Task requirements:
Restate the data exactly as given and keep the pictures out.

▼▼▼

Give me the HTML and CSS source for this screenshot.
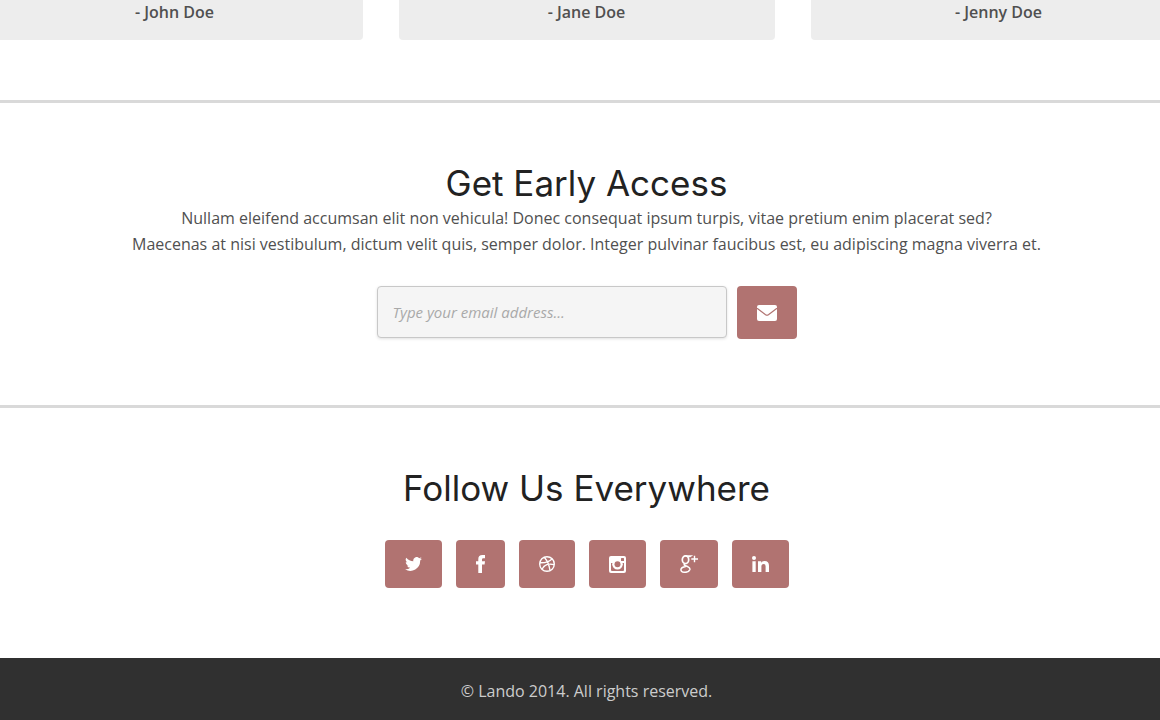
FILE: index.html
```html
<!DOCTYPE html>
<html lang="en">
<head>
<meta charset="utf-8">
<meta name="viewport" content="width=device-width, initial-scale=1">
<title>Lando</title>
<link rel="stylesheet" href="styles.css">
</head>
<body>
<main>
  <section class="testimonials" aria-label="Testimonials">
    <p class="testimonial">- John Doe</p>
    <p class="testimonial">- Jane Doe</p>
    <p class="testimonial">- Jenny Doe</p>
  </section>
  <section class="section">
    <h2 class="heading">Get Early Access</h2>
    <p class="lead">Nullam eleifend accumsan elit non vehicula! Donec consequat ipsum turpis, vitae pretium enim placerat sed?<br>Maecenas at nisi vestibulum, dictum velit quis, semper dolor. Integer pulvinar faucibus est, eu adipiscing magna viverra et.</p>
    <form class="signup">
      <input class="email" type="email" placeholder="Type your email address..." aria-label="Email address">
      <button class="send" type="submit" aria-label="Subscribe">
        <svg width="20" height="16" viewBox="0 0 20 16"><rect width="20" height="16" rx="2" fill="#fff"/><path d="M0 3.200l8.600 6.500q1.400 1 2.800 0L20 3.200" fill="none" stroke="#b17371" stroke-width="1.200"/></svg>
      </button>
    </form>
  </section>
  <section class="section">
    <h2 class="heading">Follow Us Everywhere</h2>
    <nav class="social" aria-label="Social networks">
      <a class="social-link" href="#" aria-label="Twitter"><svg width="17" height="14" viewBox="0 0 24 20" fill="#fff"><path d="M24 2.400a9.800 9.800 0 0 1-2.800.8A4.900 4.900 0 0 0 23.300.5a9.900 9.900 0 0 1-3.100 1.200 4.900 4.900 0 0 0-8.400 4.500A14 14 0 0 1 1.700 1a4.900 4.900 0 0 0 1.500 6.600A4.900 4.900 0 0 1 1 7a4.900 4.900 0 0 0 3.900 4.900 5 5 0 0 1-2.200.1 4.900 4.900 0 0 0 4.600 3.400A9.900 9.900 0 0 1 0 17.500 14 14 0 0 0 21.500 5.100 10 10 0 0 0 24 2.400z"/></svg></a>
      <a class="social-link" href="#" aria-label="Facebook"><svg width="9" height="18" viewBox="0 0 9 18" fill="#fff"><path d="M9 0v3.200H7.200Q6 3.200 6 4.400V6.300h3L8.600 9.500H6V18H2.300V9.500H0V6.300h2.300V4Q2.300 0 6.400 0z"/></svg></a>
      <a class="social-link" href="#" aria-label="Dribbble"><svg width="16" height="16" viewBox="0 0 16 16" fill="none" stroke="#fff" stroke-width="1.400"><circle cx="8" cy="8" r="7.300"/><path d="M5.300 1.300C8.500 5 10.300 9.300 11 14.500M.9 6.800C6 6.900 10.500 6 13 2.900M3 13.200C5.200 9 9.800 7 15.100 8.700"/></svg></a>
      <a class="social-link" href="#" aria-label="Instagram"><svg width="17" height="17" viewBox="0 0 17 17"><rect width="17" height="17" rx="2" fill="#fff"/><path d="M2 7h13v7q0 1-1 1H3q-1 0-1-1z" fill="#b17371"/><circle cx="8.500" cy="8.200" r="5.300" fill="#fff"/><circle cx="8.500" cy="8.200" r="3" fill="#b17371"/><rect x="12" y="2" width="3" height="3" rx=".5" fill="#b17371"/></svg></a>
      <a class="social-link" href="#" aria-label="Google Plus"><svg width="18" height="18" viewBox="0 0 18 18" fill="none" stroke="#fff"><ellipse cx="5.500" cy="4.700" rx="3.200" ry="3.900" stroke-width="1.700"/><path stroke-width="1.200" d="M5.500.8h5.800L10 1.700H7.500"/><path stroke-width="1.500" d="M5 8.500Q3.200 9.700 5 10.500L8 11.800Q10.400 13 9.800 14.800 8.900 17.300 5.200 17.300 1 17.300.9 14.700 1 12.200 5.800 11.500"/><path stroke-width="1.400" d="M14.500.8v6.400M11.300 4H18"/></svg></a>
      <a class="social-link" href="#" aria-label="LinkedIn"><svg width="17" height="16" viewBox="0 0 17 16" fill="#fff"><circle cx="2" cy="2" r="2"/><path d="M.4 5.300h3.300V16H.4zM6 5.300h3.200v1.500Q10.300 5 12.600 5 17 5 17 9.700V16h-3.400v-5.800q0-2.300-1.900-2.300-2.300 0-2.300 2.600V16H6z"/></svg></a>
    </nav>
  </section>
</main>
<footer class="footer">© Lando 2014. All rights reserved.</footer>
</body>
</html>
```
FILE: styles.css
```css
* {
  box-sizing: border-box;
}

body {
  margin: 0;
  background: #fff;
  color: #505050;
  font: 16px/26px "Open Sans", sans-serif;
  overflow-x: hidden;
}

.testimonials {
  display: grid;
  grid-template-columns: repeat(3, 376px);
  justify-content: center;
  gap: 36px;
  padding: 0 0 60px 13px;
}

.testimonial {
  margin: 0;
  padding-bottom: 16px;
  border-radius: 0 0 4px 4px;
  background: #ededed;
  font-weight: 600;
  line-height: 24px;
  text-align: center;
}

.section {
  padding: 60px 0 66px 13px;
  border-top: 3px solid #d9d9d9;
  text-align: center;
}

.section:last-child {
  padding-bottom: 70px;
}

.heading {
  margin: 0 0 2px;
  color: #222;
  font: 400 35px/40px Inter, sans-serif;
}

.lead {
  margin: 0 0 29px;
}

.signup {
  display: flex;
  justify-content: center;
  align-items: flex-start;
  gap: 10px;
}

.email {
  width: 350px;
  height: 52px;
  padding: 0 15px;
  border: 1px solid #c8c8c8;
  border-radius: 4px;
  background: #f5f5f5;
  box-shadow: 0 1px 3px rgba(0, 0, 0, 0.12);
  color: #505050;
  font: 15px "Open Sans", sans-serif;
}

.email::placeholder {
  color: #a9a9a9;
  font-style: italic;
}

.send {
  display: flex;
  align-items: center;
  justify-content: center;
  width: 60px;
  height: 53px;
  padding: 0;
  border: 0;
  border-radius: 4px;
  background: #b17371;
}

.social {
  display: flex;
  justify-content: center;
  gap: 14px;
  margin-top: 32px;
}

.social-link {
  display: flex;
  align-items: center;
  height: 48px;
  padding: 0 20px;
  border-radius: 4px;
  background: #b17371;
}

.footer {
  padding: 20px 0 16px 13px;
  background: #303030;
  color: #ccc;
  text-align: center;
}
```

▲▲▲

Written response:
Give me the HTML and CSS source for this screenshot.
FILE: index.html
```html
<!DOCTYPE html>
<html lang="en">
<head>
<meta charset="utf-8">
<meta name="viewport" content="width=device-width, initial-scale=1">
<title>Lando</title>
<link rel="stylesheet" href="styles.css">
</head>
<body>
<main>
  <section class="testimonials" aria-label="Testimonials">
    <p class="testimonial">- John Doe</p>
    <p class="testimonial">- Jane Doe</p>
    <p class="testimonial">- Jenny Doe</p>
  </section>
  <section class="section">
    <h2 class="heading">Get Early Access</h2>
    <p class="lead">Nullam eleifend accumsan elit non vehicula! Donec consequat ipsum turpis, vitae pretium enim placerat sed?<br>Maecenas at nisi vestibulum, dictum velit quis, semper dolor. Integer pulvinar faucibus est, eu adipiscing magna viverra et.</p>
    <form class="signup">
      <input class="email" type="email" placeholder="Type your email address..." aria-label="Email address">
      <button class="send" type="submit" aria-label="Subscribe">
        <svg width="20" height="16" viewBox="0 0 20 16"><rect width="20" height="16" rx="2" fill="#fff"/><path d="M0 3.200l8.600 6.500q1.400 1 2.800 0L20 3.200" fill="none" stroke="#b17371" stroke-width="1.200"/></svg>
      </button>
    </form>
  </section>
  <section class="section">
    <h2 class="heading">Follow Us Everywhere</h2>
    <nav class="social" aria-label="Social networks">
      <a class="social-link" href="#" aria-label="Twitter"><svg width="17" height="14" viewBox="0 0 24 20" fill="#fff"><path d="M24 2.400a9.800 9.800 0 0 1-2.800.8A4.900 4.900 0 0 0 23.300.5a9.900 9.900 0 0 1-3.100 1.200 4.900 4.900 0 0 0-8.400 4.500A14 14 0 0 1 1.700 1a4.900 4.900 0 0 0 1.500 6.600A4.900 4.900 0 0 1 1 7a4.900 4.900 0 0 0 3.900 4.900 5 5 0 0 1-2.200.1 4.900 4.900 0 0 0 4.600 3.400A9.900 9.900 0 0 1 0 17.500 14 14 0 0 0 21.500 5.100 10 10 0 0 0 24 2.400z"/></svg></a>
      <a class="social-link" href="#" aria-label="Facebook"><svg width="9" height="18" viewBox="0 0 9 18" fill="#fff"><path d="M9 0v3.200H7.200Q6 3.200 6 4.400V6.300h3L8.600 9.500H6V18H2.300V9.500H0V6.300h2.300V4Q2.300 0 6.400 0z"/></svg></a>
      <a class="social-link" href="#" aria-label="Dribbble"><svg width="16" height="16" viewBox="0 0 16 16" fill="none" stroke="#fff" stroke-width="1.400"><circle cx="8" cy="8" r="7.300"/><path d="M5.300 1.300C8.500 5 10.300 9.300 11 14.500M.9 6.800C6 6.900 10.500 6 13 2.900M3 13.200C5.200 9 9.800 7 15.100 8.700"/></svg></a>
      <a class="social-link" href="#" aria-label="Instagram"><svg width="17" height="17" viewBox="0 0 17 17"><rect width="17" height="17" rx="2" fill="#fff"/><path d="M2 7h13v7q0 1-1 1H3q-1 0-1-1z" fill="#b17371"/><circle cx="8.500" cy="8.200" r="5.300" fill="#fff"/><circle cx="8.500" cy="8.200" r="3" fill="#b17371"/><rect x="12" y="2" width="3" height="3" rx=".5" fill="#b17371"/></svg></a>
      <a class="social-link" href="#" aria-label="Google Plus"><svg width="18" height="18" viewBox="0 0 18 18" fill="none" stroke="#fff"><ellipse cx="5.500" cy="4.700" rx="3.200" ry="3.900" stroke-width="1.700"/><path stroke-width="1.200" d="M5.500.8h5.800L10 1.700H7.500"/><path stroke-width="1.500" d="M5 8.500Q3.200 9.700 5 10.500L8 11.800Q10.400 13 9.800 14.800 8.900 17.300 5.200 17.300 1 17.300.9 14.700 1 12.200 5.800 11.500"/><path stroke-width="1.400" d="M14.500.8v6.400M11.300 4H18"/></svg></a>
      <a class="social-link" href="#" aria-label="LinkedIn"><svg width="17" height="16" viewBox="0 0 17 16" fill="#fff"><circle cx="2" cy="2" r="2"/><path d="M.4 5.300h3.300V16H.4zM6 5.300h3.200v1.500Q10.300 5 12.600 5 17 5 17 9.700V16h-3.400v-5.800q0-2.300-1.900-2.300-2.300 0-2.300 2.600V16H6z"/></svg></a>
    </nav>
  </section>
</main>
<footer class="footer">© Lando 2014. All rights reserved.</footer>
</body>
</html>
```
FILE: styles.css
```css
* {
  box-sizing: border-box;
}

body {
  margin: 0;
  background: #fff;
  color: #505050;
  font: 16px/26px "Open Sans", sans-serif;
  overflow-x: hidden;
}

.testimonials {
  display: grid;
  grid-template-columns: repeat(3, 376px);
  justify-content: center;
  gap: 36px;
  padding: 0 0 60px 13px;
}

.testimonial {
  margin: 0;
  padding-bottom: 16px;
  border-radius: 0 0 4px 4px;
  background: #ededed;
  font-weight: 600;
  line-height: 24px;
  text-align: center;
}

.section {
  padding: 60px 0 66px 13px;
  border-top: 3px solid #d9d9d9;
  text-align: center;
}

.section:last-child {
  padding-bottom: 70px;
}

.heading {
  margin: 0 0 2px;
  color: #222;
  font: 400 35px/40px Inter, sans-serif;
}

.lead {
  margin: 0 0 29px;
}

.signup {
  display: flex;
  justify-content: center;
  align-items: flex-start;
  gap: 10px;
}

.email {
  width: 350px;
  height: 52px;
  padding: 0 15px;
  border: 1px solid #c8c8c8;
  border-radius: 4px;
  background: #f5f5f5;
  box-shadow: 0 1px 3px rgba(0, 0, 0, 0.12);
  color: #505050;
  font: 15px "Open Sans", sans-serif;
}

.email::placeholder {
  color: #a9a9a9;
  font-style: italic;
}

.send {
  display: flex;
  align-items: center;
  justify-content: center;
  width: 60px;
  height: 53px;
  padding: 0;
  border: 0;
  border-radius: 4px;
  background: #b17371;
}

.social {
  display: flex;
  justify-content: center;
  gap: 14px;
  margin-top: 32px;
}

.social-link {
  display: flex;
  align-items: center;
  height: 48px;
  padding: 0 20px;
  border-radius: 4px;
  background: #b17371;
}

.footer {
  padding: 20px 0 16px 13px;
  background: #303030;
  color: #ccc;
  text-align: center;
}
```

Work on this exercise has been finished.